Get utensils and crockery gradually, as you need, as your expertise grows. It is good to get an electric kettle, if you are in a place where there is electricity/and if you are in a cold country.

We raided our meager savings to buy a medium sized fridge.Not only for some ice and cold water and beer, also to save money and time. The idea was if I cooked one day, I could feed myself for two days at least. Again a medium size is recommended. A fridge is not necessary if you are in a cold or very cold country. But if you are in Asia and Africa, it is a good idea to get a refrigerator, saves a lot of food.
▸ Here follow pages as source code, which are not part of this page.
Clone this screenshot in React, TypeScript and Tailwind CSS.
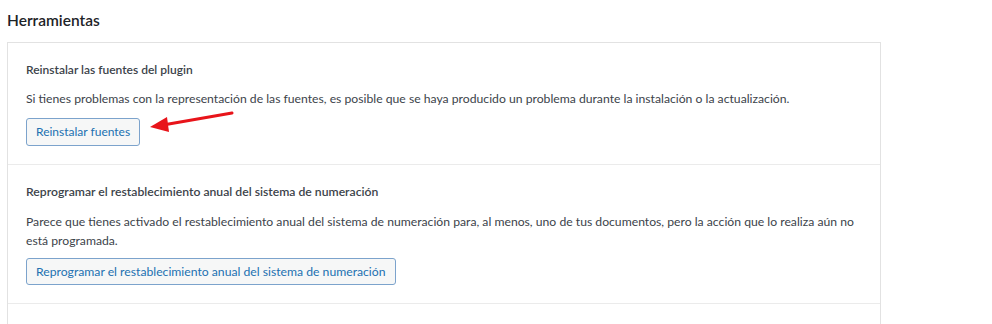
export default function App() {
  return (
    <div className="relative h-[324px] w-[992px] overflow-hidden bg-white pl-[7px] pt-[11px] text-[12.2px] text-[#3c434a]" style={{ fontFamily: 'Lato, "Noto Sans", sans-serif' }}>
      <h2 className="mb-[13px] text-[15.5px] font-semibold leading-[18px] text-[#1d2327]">Herramientas</h2>
      <div className="w-[874px] border border-[#e2e2e2] bg-white">
        <div className="border-b border-[#ebebeb] px-[18px] pt-[19px] pb-[18px]">
          <h3 className="text-[12px] font-semibold leading-[16px] text-[#3c434a]">Reinstalar las fuentes del plugin</h3>
          <p className="mt-[12px] leading-[18px]">Si tienes problemas con la representación de las fuentes, es posible que se haya producido un problema durante la instalación o la actualización.</p>
          <button className="mt-[10px] h-[28px] rounded-[3px] border border-[#7ca3cc] bg-[#f6f7f7] px-[9px] text-[12px] leading-[26px] text-[#2271b1]">Reinstalar fuentes</button>
        </div>
        <div className="border-b border-[#ebebeb] px-[18px] pt-[19px] pb-[18px]">
          <h3 className="text-[12.2px] font-semibold leading-[16px] text-[#3c434a]">Reprogramar el restablecimiento anual del sistema de numeración</h3>
          <p className="mt-[12px] leading-[19px]">Parece que tienes activado el restablecimiento anual del sistema de numeración para, al menos, uno de tus documentos, pero la acción que lo realiza aún no está programada.</p>
          <button className="mt-[8px] h-[27px] rounded-[3px] border border-[#7ca3cc] bg-[#f6f7f7] px-[9px] text-[12.2px] leading-[25px] text-[#2271b1]">Reprogramar el restablecimiento anual del sistema de numeración</button>
        </div>
        <div className="h-[40px]" />
      </div>
      <svg className="absolute left-[145px] top-[108px]" width="95" height="28" viewBox="0 0 95 28">
        <line x1="87" y1="5" x2="18" y2="17" stroke="#e8141a" strokeWidth="3" strokeLinecap="round" />
        <polygon points="5,19 22,9 24,24" fill="#e8141a" />
      </svg>
    </div>
  )
}
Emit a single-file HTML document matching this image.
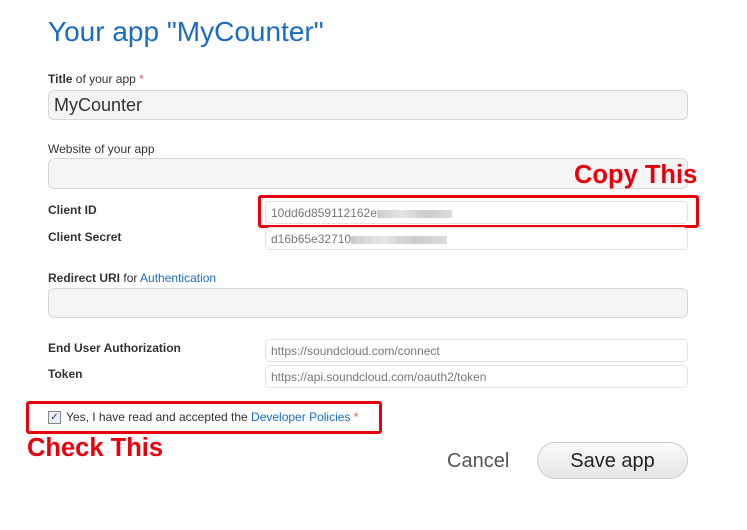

Especially if you are finicky about wasting food. My parents never allowed me to, as they saw starvation, hunger drought…the Great Bengal Famine of 1943. And I am never allowed to forget that there are places in the world still where people are eating leaves and worms to stay alive.

You also need Fire, this could be a kerosene stove/a gas burner/a electric heater/a hotplate. Spend ten minutes finding out how the fire stone works. Especially if it is a micro-oven, you have to deal with. A electric oven can be set. A micro-oven has to be tested. The simplest way of doing this is by toasting a bread. Just note how many seconds it takes the bread to turn deep brown. Put a half full bowl (non breaking glass) of water in the oven and see when it starts to bubble. Either of these experiments, will give you an idea of how long it takes to warm/heat/boil/cook/toast etc.

You must check out the fire before you start cooking. At one point in time, I had to cook on wood fire, at another, on a bukhari, so getting hang of the fire is essential. A gas burner or an electric heater are the easiest to control.

Check out the closest local market. Just window shop for an hour or two to  find out what is easily available and what is cheapest. While this could seem like a waste of time, it can be fun. Begin keeping a notebook where the grocer’s telephone number is a must.

I began cooking by taking it on like a Gradschool project. Do some background checking, get some basic material/data etc.